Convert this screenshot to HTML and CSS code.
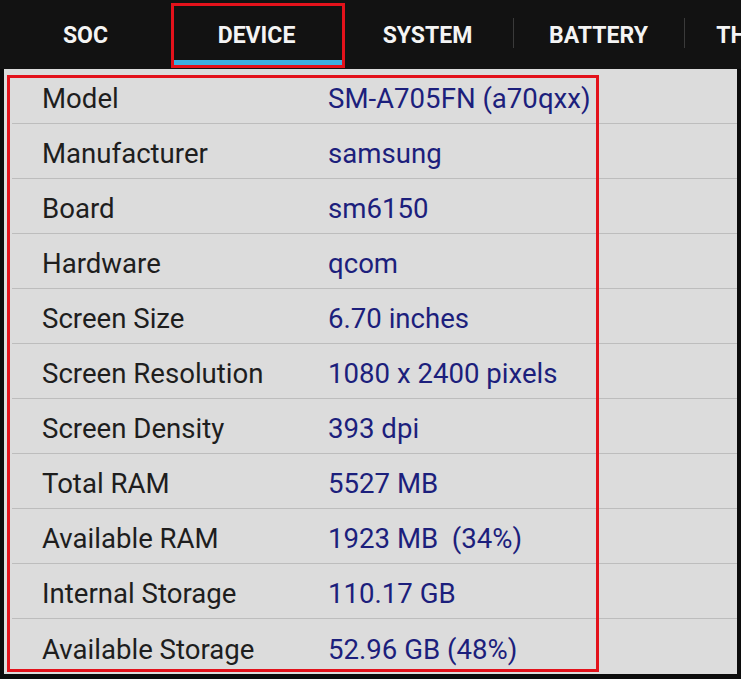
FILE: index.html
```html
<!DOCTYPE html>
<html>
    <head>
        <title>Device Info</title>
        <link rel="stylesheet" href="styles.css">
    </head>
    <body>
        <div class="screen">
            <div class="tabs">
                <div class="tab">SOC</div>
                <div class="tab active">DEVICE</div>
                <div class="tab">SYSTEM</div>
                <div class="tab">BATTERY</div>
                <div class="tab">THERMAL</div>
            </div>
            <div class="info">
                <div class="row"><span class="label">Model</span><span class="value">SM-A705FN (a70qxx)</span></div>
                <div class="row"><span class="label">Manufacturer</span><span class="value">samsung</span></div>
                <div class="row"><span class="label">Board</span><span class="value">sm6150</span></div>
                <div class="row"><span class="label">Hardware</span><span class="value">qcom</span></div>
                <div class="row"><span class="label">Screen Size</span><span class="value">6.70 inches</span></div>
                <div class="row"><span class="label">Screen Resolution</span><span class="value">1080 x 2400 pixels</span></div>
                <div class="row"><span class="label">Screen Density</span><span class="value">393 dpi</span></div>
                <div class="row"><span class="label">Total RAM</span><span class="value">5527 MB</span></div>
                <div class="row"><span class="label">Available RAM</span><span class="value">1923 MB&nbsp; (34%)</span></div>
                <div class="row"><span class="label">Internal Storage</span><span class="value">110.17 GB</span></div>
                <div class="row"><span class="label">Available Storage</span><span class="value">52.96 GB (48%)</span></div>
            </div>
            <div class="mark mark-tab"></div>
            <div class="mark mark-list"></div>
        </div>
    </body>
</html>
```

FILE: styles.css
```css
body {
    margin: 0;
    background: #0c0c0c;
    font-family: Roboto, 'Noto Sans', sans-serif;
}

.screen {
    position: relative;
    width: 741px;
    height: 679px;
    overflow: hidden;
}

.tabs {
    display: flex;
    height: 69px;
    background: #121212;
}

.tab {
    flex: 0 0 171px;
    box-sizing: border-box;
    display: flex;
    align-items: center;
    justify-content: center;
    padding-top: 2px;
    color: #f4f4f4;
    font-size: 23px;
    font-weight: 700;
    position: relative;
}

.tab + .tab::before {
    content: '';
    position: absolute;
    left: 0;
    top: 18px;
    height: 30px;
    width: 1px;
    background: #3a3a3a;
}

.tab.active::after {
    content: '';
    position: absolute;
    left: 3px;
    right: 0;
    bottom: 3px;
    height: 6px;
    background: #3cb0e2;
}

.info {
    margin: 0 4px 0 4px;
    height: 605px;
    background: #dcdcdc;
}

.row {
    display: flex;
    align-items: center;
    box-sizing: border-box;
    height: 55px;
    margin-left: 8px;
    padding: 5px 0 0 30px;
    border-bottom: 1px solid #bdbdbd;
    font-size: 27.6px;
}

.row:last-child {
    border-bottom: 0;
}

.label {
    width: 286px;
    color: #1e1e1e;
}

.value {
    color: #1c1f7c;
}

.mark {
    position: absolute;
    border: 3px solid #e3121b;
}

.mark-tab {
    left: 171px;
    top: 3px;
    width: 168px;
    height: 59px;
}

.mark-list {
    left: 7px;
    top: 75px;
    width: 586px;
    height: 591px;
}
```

• • • • • • •

● WHAT THE TASK REQUIRES
Return the material exactly as given, apart from the pictures.

● CORRECT RESULT
Convert this screenshot to HTML and CSS code.
FILE: index.html
```html
<!DOCTYPE html>
<html>
    <head>
        <title>Device Info</title>
        <link rel="stylesheet" href="styles.css">
    </head>
    <body>
        <div class="screen">
            <div class="tabs">
                <div class="tab">SOC</div>
                <div class="tab active">DEVICE</div>
                <div class="tab">SYSTEM</div>
                <div class="tab">BATTERY</div>
                <div class="tab">THERMAL</div>
            </div>
            <div class="info">
                <div class="row"><span class="label">Model</span><span class="value">SM-A705FN (a70qxx)</span></div>
                <div class="row"><span class="label">Manufacturer</span><span class="value">samsung</span></div>
                <div class="row"><span class="label">Board</span><span class="value">sm6150</span></div>
                <div class="row"><span class="label">Hardware</span><span class="value">qcom</span></div>
                <div class="row"><span class="label">Screen Size</span><span class="value">6.70 inches</span></div>
                <div class="row"><span class="label">Screen Resolution</span><span class="value">1080 x 2400 pixels</span></div>
                <div class="row"><span class="label">Screen Density</span><span class="value">393 dpi</span></div>
                <div class="row"><span class="label">Total RAM</span><span class="value">5527 MB</span></div>
                <div class="row"><span class="label">Available RAM</span><span class="value">1923 MB&nbsp; (34%)</span></div>
                <div class="row"><span class="label">Internal Storage</span><span class="value">110.17 GB</span></div>
                <div class="row"><span class="label">Available Storage</span><span class="value">52.96 GB (48%)</span></div>
            </div>
            <div class="mark mark-tab"></div>
            <div class="mark mark-list"></div>
        </div>
    </body>
</html>
```

FILE: styles.css
```css
body {
    margin: 0;
    background: #0c0c0c;
    font-family: Roboto, 'Noto Sans', sans-serif;
}

.screen {
    position: relative;
    width: 741px;
    height: 679px;
    overflow: hidden;
}

.tabs {
    display: flex;
    height: 69px;
    background: #121212;
}

.tab {
    flex: 0 0 171px;
    box-sizing: border-box;
    display: flex;
    align-items: center;
    justify-content: center;
    padding-top: 2px;
    color: #f4f4f4;
    font-size: 23px;
    font-weight: 700;
    position: relative;
}

.tab + .tab::before {
    content: '';
    position: absolute;
    left: 0;
    top: 18px;
    height: 30px;
    width: 1px;
    background: #3a3a3a;
}

.tab.active::after {
    content: '';
    position: absolute;
    left: 3px;
    right: 0;
    bottom: 3px;
    height: 6px;
    background: #3cb0e2;
}

.info {
    margin: 0 4px 0 4px;
    height: 605px;
    background: #dcdcdc;
}

.row {
    display: flex;
    align-items: center;
    box-sizing: border-box;
    height: 55px;
    margin-left: 8px;
    padding: 5px 0 0 30px;
    border-bottom: 1px solid #bdbdbd;
    font-size: 27.6px;
}

.row:last-child {
    border-bottom: 0;
}

.label {
    width: 286px;
    color: #1e1e1e;
}

.value {
    color: #1c1f7c;
}

.mark {
    position: absolute;
    border: 3px solid #e3121b;
}

.mark-tab {
    left: 171px;
    top: 3px;
    width: 168px;
    height: 59px;
}

.mark-list {
    left: 7px;
    top: 75px;
    width: 586px;
    height: 591px;
}
```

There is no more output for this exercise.